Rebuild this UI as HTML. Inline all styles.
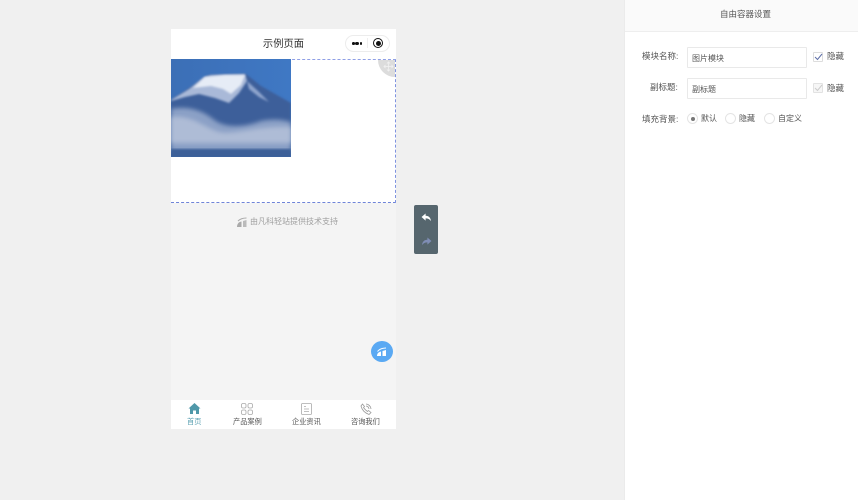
<!DOCTYPE html>
<html><head><meta charset="utf-8">
<style>
html,body{margin:0;padding:0;width:858px;height:500px;overflow:hidden;background:#f0f0f0;font-family:"Liberation Sans","Noto Sans CJK SC",sans-serif;}
#w{position:absolute;left:0;top:0;width:858px;height:500px;filter:blur(.3px);}
.a{position:absolute;white-space:nowrap;}
.inp{position:absolute;left:687px;width:118px;height:19px;border:1px solid #e9e9e9;background:#fff;font-size:8px;line-height:21px;color:#555;text-indent:4px;border-radius:1px;}
.lbl{position:absolute;font-size:8.500px;color:#555;line-height:12px;white-space:nowrap;}
.rad{position:absolute;width:9px;height:9px;border:1px solid #e4e4e4;border-radius:50%;background:#fff;top:113px;}
.tab{position:absolute;top:417px;font-size:7.200px;color:#555;line-height:10px;white-space:nowrap;}
</style></head><body><div id="w">
<div class="a" style="left:171px;top:29px;width:225px;height:400px;background:#f4f4f4;"></div>
<div class="a" style="left:171px;top:29px;width:225px;height:30px;background:#fff;"></div>
<div class="a" style="left:171px;top:37px;width:225px;text-align:center;font-size:10.300px;line-height:15px;color:#333;">示例页面</div>
<div class="a" style="left:345px;top:35px;width:43px;height:15px;border:1px solid #ececec;border-radius:9px;background:#fff;"></div>
<div class="a" style="left:352px;top:42px;width:2.500px;height:2.500px;border-radius:50%;background:#111;"></div>
<div class="a" style="left:355px;top:41.500px;width:3.500px;height:3.500px;border-radius:50%;background:#111;"></div>
<div class="a" style="left:359.500px;top:42px;width:2.500px;height:2.500px;border-radius:50%;background:#111;"></div>
<div class="a" style="left:367px;top:38px;width:1px;height:10px;background:#eee;"></div>
<div class="a" style="left:373px;top:38px;width:8px;height:8px;border:1.200px solid #111;border-radius:50%;"></div>
<div class="a" style="left:375.500px;top:40.500px;width:5px;height:5px;border-radius:50%;background:#111;"></div>

<div class="a" style="left:171px;top:59px;width:225px;height:144px;background:#fff;border-top:1px dashed #8f9fe6;border-bottom:1px dashed #6f84d8;border-right:1px dashed #7f93e0;box-sizing:border-box;"></div>
<svg class="a" style="left:171px;top:59px;" width="120" height="98" viewBox="0 0 120 98">
<defs><linearGradient id="s" x1="0" y1="0" x2="1" y2="0"><stop offset="0" stop-color="#3c6fb6"/><stop offset="1" stop-color="#3f78c4"/></linearGradient>
<filter id="b" x="-10%" y="-10%" width="120%" height="120%"><feGaussianBlur stdDeviation="2.200"/></filter><filter id="b2"><feGaussianBlur stdDeviation="1"/></filter></defs>
<rect width="120" height="98" fill="url(#s)"/>
<path d="M0 41L14 32L33 19L38 16L75 15L90 27L120 44V98H0Z" fill="#3c5f9a" filter="url(#b2)"/>
<path d="M0 41L18 30L33 18L40 16L74 15L76 22L68 34L58 44L44 39L28 35L14 38L0 42Z" fill="#a9b9d8" filter="url(#b2)"/>
<path d="M22 29L34 18L54 16L74 16L70 26L60 35L52 30L40 27Z" fill="#e6ecf6" filter="url(#b2)"/>
<path d="M76 22L88 33L98 43L88 38L78 30Z" fill="#8fa5cd" filter="url(#b2)"/>
<path d="M0 50C14 47 30 50 42 60C54 70 74 68 90 62C100 60 110 60 120 63V92H0Z" fill="#8ba0c6" filter="url(#b)"/>
<path d="M0 58C20 56 30 66 45 72C60 78 85 66 120 68V84H0Z" fill="#aebcd6" filter="url(#b)"/>
<rect y="90" width="120" height="8" fill="#3d6198" filter="url(#b2)"/>
</svg>
<div class="a" style="left:378px;top:60px;width:17px;height:17px;background:#dcdcdc;border-bottom-left-radius:17px;"></div>
<svg class="a" style="left:383px;top:61px;" width="11" height="11" viewBox="0 0 11 11"><path d="M5.500 1V10M1 5.500H10" stroke="#f2f2f2" stroke-width=".7"/><path d="M4 2.500L5.500 1L7 2.500M4 8.500L5.500 10L7 8.500M2.500 4L1 5.500L2.500 7M8.500 4L10 5.500L8.500 7" fill="none" stroke="#f2f2f2" stroke-width=".8"/></svg>

<svg class="a" style="left:236px;top:216px;" width="12" height="12" viewBox="0 0 12 12"><path d="M1 11C1 8 2.500 6 5.500 5.500L5.500 11Z" fill="#aaa"/><path d="M7 11V5L10.500 4V11Z" fill="#bbb"/><path d="M2 5C4 3 7 2 10.500 2" fill="none" stroke="#aaa"/></svg>
<div class="a" style="left:250px;top:216px;font-size:8px;line-height:11px;color:#a0a0a0;">由凡科轻站提供技术支持</div>

<div class="a" style="left:371px;top:341px;width:22px;height:21px;border-radius:50%;background:#5aa9f3;"></div>
<svg class="a" style="left:375px;top:345px;" width="14" height="14" viewBox="0 0 14 14"><path d="M2 11C2 8.500 3.500 7 6 6.500L6 11Z" fill="#fff"/><path d="M7.500 11V6L11 5V11Z" fill="#fff"/><path d="M2.500 6.500C4.500 4 7.500 3 11 3" stroke="#fff" fill="none"/></svg>

<div class="a" style="left:171px;top:400px;width:225px;height:29px;background:#fff;"></div>
<svg class="a" style="left:188px;top:402px;" width="13" height="13" viewBox="0 0 13 13"><path d="M6.500 1L0.500 6.500L2 6.500V12H5V8.500H8V12H11V6.500H12.500Z" fill="#4f98a9"/></svg>
<div class="tab" style="left:187px;color:#5ba0b2;">首页</div>
<svg class="a" style="left:241px;top:403px;" width="12" height="12" viewBox="0 0 12 12" fill="none" stroke="#aaa" stroke-width=".8"><rect x=".5" y=".5" width="4.500" height="4.500" rx="1.500"/><rect x="7" y=".5" width="4.500" height="4.500" rx="1.500"/><rect x=".5" y="7" width="4.500" height="4.500" rx="1.500"/><rect x="7" y="7" width="4.500" height="4.500" rx="1.500"/></svg>
<div class="tab" style="left:233px;">产品案例</div>
<svg class="a" style="left:301px;top:403px;" width="11" height="12" viewBox="0 0 11 12" fill="none" stroke="#aaa" stroke-width=".8"><rect x=".5" y=".5" width="10" height="11" rx="1"/><path d="M3 3.500H5M3 6H8M3 8.500H8"/></svg>
<div class="tab" style="left:292px;">企业资讯</div>
<svg class="a" style="left:360px;top:403px;" width="12" height="12" viewBox="0 0 12 12" fill="none" stroke="#999" stroke-width=".8"><path d="M1 3C2 7 5 10 9 11.500L11 9.500L8.500 7.500L7.500 8.500C6 7.500 4.500 6 3.500 4.500L4.500 3.500L2.500 1Z"/><path d="M6 1C8.500 1 11 3.500 11 6M6 3C7.500 3 9 4.500 9 6"/></svg>
<div class="tab" style="left:351px;">咨询我们</div>

<div class="a" style="left:414px;top:205px;width:24px;height:49px;background:#56666e;border-radius:2px;"></div>
<svg class="a" style="left:420.500px;top:212.500px;" width="11" height="9" viewBox="0 0 12 10"><path d="M0.500 4.500L5 0.500V3C8.500 3 10.500 5 11 9C9.500 7 7.500 6 5 6V8.500Z" fill="#fff"/></svg>
<svg class="a" style="left:420.500px;top:236.500px;" width="11" height="9" viewBox="0 0 12 10"><path d="M11.500 4.500L7 0.500V3C3.500 3 1.500 5 1 9C2.500 7 4.500 6 7 6V8.500Z" fill="#7f8db5"/></svg>

<div class="a" style="left:624px;top:0;width:234px;height:500px;background:#fff;border-left:1px solid #ebebeb;box-sizing:border-box;"></div>
<div class="a" style="left:625px;top:0;width:233px;height:31px;background:#fafafa;"></div>
<div class="a" style="left:625px;top:31px;width:233px;height:1px;background:#eeeeee;"></div>
<div class="a" style="left:629px;top:0;width:233px;height:32px;text-align:center;font-size:8.500px;line-height:29px;color:#555;">自由容器设置</div>

<div class="lbl" style="left:642px;top:50px;">模块名称:</div>
<div class="inp" style="top:47px;">图片模块</div>
<div class="a" style="left:813px;top:52px;width:8px;height:8px;border:1px solid #ddd;background:#fff;border-radius:1px;"></div>
<svg class="a" style="left:814px;top:53px;" width="9" height="8" viewBox="0 0 9 8"><path d="M1 4L3.500 6.500L8 1" fill="none" stroke="#5f6fa8" stroke-width="1"/></svg>
<div class="lbl" style="left:827px;top:50px;">隐藏</div>

<div class="lbl" style="left:650px;top:81px;">副标题:</div>
<div class="inp" style="top:78px;">副标题</div>
<div class="a" style="left:813px;top:83px;width:8px;height:8px;border:1px solid #e2e2e2;background:#f6f6f6;border-radius:1px;"></div>
<svg class="a" style="left:814px;top:84px;" width="9" height="8" viewBox="0 0 9 8"><path d="M1 4L3.500 6.500L8 1" fill="none" stroke="#ccc" stroke-width="1"/></svg>
<div class="lbl" style="left:827px;top:82px;">隐藏</div>

<div class="lbl" style="left:642px;top:113px;">填充背景:</div>
<div class="rad" style="left:687px;"></div>
<div class="a" style="left:690.500px;top:116.500px;width:4px;height:4px;border-radius:50%;background:#777;"></div>
<div class="lbl" style="left:701px;top:113px;font-size:8px;">默认</div>
<div class="rad" style="left:725px;"></div>
<div class="lbl" style="left:739px;top:113px;font-size:8px;">隐藏</div>
<div class="rad" style="left:764px;"></div>
<div class="lbl" style="left:778px;top:113px;font-size:8px;">自定义</div>
</div></body></html>
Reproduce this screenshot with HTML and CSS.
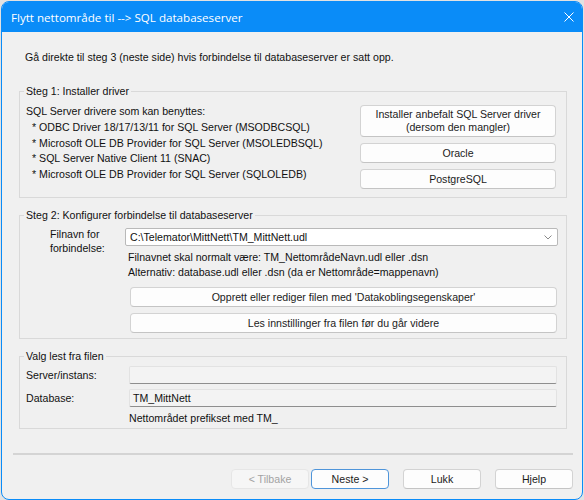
FILE: index.html
```html
<!DOCTYPE html>
<html lang="no">
<head>
<meta charset="utf-8">
<title>Flytt nettområde til SQL databaseserver</title>
<link rel="stylesheet" href="styles.css">
</head>
<body>
<div class="window">
  <div class="titlebar">
    <span class="title">Flytt nettområde til --&gt; SQL databaseserver</span>
    <svg class="close" width="10" height="10" viewBox="0 0 10 10"><path d="M0.5 0.5L9.5 9.5M9.5 0.5L0.5 9.5" stroke="#fff" stroke-width="1" fill="none"/></svg>
  </div>
  <div class="content">
    <p class="intro">Gå direkte til steg 3 (neste side) hvis forbindelse til databaseserver er satt opp.</p>

    <fieldset class="group">
      <legend>Steg 1: Installer driver</legend>
      <div class="g1-row">
        <div class="drivers">
          <div>SQL Server drivere som kan benyttes:</div>
          <div class="ind">* ODBC Driver 18/17/13/11 for SQL Server (MSODBCSQL)</div>
          <div class="ind">* Microsoft OLE DB Provider for SQL Server (MSOLEDBSQL)</div>
          <div class="ind">* SQL Server Native Client 11 (SNAC)</div>
          <div class="ind">* Microsoft OLE DB Provider for SQL Server (SQLOLEDB)</div>
        </div>
        <div class="g1-buttons">
          <button class="btn tall">Installer anbefalt SQL Server driver<br>(dersom den mangler)</button>
          <button class="btn">Oracle</button>
          <button class="btn">PostgreSQL</button>
        </div>
      </div>
    </fieldset>

    <fieldset class="group">
      <legend>Steg 2: Konfigurer forbindelse til databaseserver</legend>
      <div class="g2-grid">
        <div class="file-label">Filnavn for<br>forbindelse:</div>
        <div class="g2-right">
          <div class="combo">
            <span>C:\Telemator\MittNett\TM_MittNett.udl</span>
            <svg class="chev" width="8" height="5" viewBox="0 0 8 5"><path d="M0.5 0.5L4 4L7.5 0.5" stroke="#8a8a8a" stroke-width="1" fill="none"/></svg>
          </div>
          <div class="hint first">Filnavnet skal normalt være: TM_NettområdeNavn.udl eller .dsn</div>
          <div class="hint">Alternativ: database.udl eller .dsn (da er Nettområde=mappenavn)</div>
          <button class="btn wide first-btn">Opprett eller rediger filen med 'Datakoblingsegenskaper'</button>
          <button class="btn wide">Les innstillinger fra filen før du går videre</button>
        </div>
      </div>
    </fieldset>

    <fieldset class="group">
      <legend>Valg lest fra filen</legend>
      <div class="g3-grid">
        <div class="lbl">Server/instans:</div>
        <div class="field"></div>
        <div class="lbl">Database:</div>
        <div class="field">TM_MittNett</div>
        <div></div>
        <div class="note">Nettområdet prefikset med TM_</div>
      </div>
    </fieldset>

    <div class="separator"></div>

    <div class="footer">
      <button class="btn fbtn disabled">&lt; Tilbake</button>
      <button class="btn fbtn default">Neste &gt;</button>
      <button class="btn fbtn">Lukk</button>
      <button class="btn fbtn">Hjelp</button>
    </div>
  </div>
</div>
</body>
</html>
```
FILE: styles.css
```css
* { box-sizing: border-box; }

body {
  margin: 0;
  background: #e2e2e2;
  font-family: "Liberation Sans", Arial, sans-serif;
  font-size: 10.6px;
  color: #111;
}

.window {
  margin: 1px 0 0 1px;
  width: 582px;
  height: 499px;
  border: 1px solid #0a8cf8;
  border-radius: 8px;
  background: #f0f0f0;
  overflow: hidden;
  display: flex;
  flex-direction: column;
}

.titlebar {
  height: 30px;
  flex: none;
  background: #0a8cf8;
  color: #fff;
  display: flex;
  align-items: center;
  justify-content: space-between;
  padding: 0 8px 0 9px;
  font-family: "Open Sans", "Noto Sans", sans-serif;
  font-size: 11.6px;
}

.close { display: block; }

.content {
  display: flex;
  flex-direction: column;
}

.intro {
  margin: 17px 0 0 23px;
  line-height: 16px;
}

.group {
  margin: 18px 15px 0 17px;
  padding: 0;
  border: 1px solid #d9d9d9;
  min-width: 0;
}
.group + .group { margin-top: 9px; }

.group legend {
  margin-left: 4px;
  padding: 0 2px;
  line-height: 16px;
}

.g1-row {
  display: flex;
  justify-content: space-between;
  align-items: flex-start;
  padding: 6px 10px 8px 6px;
}

.drivers {
  margin-top: -1px;
  line-height: 15.75px;
  white-space: nowrap;
}
.ind { padding-left: 6px; }

.g1-buttons {
  width: 196px;
  display: flex;
  flex-direction: column;
  gap: 6px;
}

.btn {
  font: inherit;
  color: #1b1b1b;
  background: #fdfdfd;
  border: 1px solid #d3d3d3;
  border-bottom-color: #c4c4c4;
  border-radius: 4px;
  padding: 0;
  height: 20px;
  line-height: 16px;
  text-align: center;
}
.btn.tall { height: 32px; line-height: 13px; }

.g2-grid {
  display: grid;
  grid-template-columns: 105px 1fr;
  padding: 5px 8px 5px 0;
}

.file-label {
  padding-left: 30px;
  margin-top: -1px;
  line-height: 14px;
}

.g2-right {
  display: flex;
  flex-direction: column;
}

.combo {
  height: 18px;
  background: #fff;
  border: 1px solid #b9b9b9;
  border-radius: 2px;
  display: flex;
  align-items: center;
  justify-content: space-between;
  padding: 0 5px 0 4px;
  line-height: 16px;
}
.chev { display: block; }

.hint {
  padding-left: 3px;
  line-height: 15px;
}
.hint.first { margin-top: 4px; }

.btn.wide { margin: 0 1px 0 5px; }
.btn.wide + .btn.wide { margin-top: 6px; }
.first-btn { margin-top: 7px !important; }

.g3-grid {
  display: grid;
  grid-template-columns: 103px 1fr;
  row-gap: 5px;
  align-items: center;
  padding: 2px 9px 2px 6px;
}

.lbl { line-height: 15px; }

.field {
  height: 18px;
  background: #f3f3f3;
  border: 1px solid #e2e2e2;
  border-bottom-color: #8e8e8e;
  border-radius: 2px;
  padding: 0 3px;
  line-height: 16px;
}

.note {
  margin-top: -1px;
  line-height: 15px;
}

.separator {
  height: 2px;
  background: #d4d4d4;
  margin: 24px 9px 0 11px;
}

.footer {
  display: flex;
  justify-content: flex-end;
  margin-top: 14px;
  padding-right: 9px;
}

.fbtn { width: 78px; margin-left: 14px; }
.fbtn.default { margin-left: 2px; border-color: #4f95da; }
.fbtn.disabled {
  color: #a3a3a3;
  background: #f6f6f6;
  border-color: #e6e6e6;
}
```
▬▬▬▬▬▬▬▬▬▬
- Exercise directions -
How many lines of the records contain the string "this"? Respond with the number alone.

- The reply -
2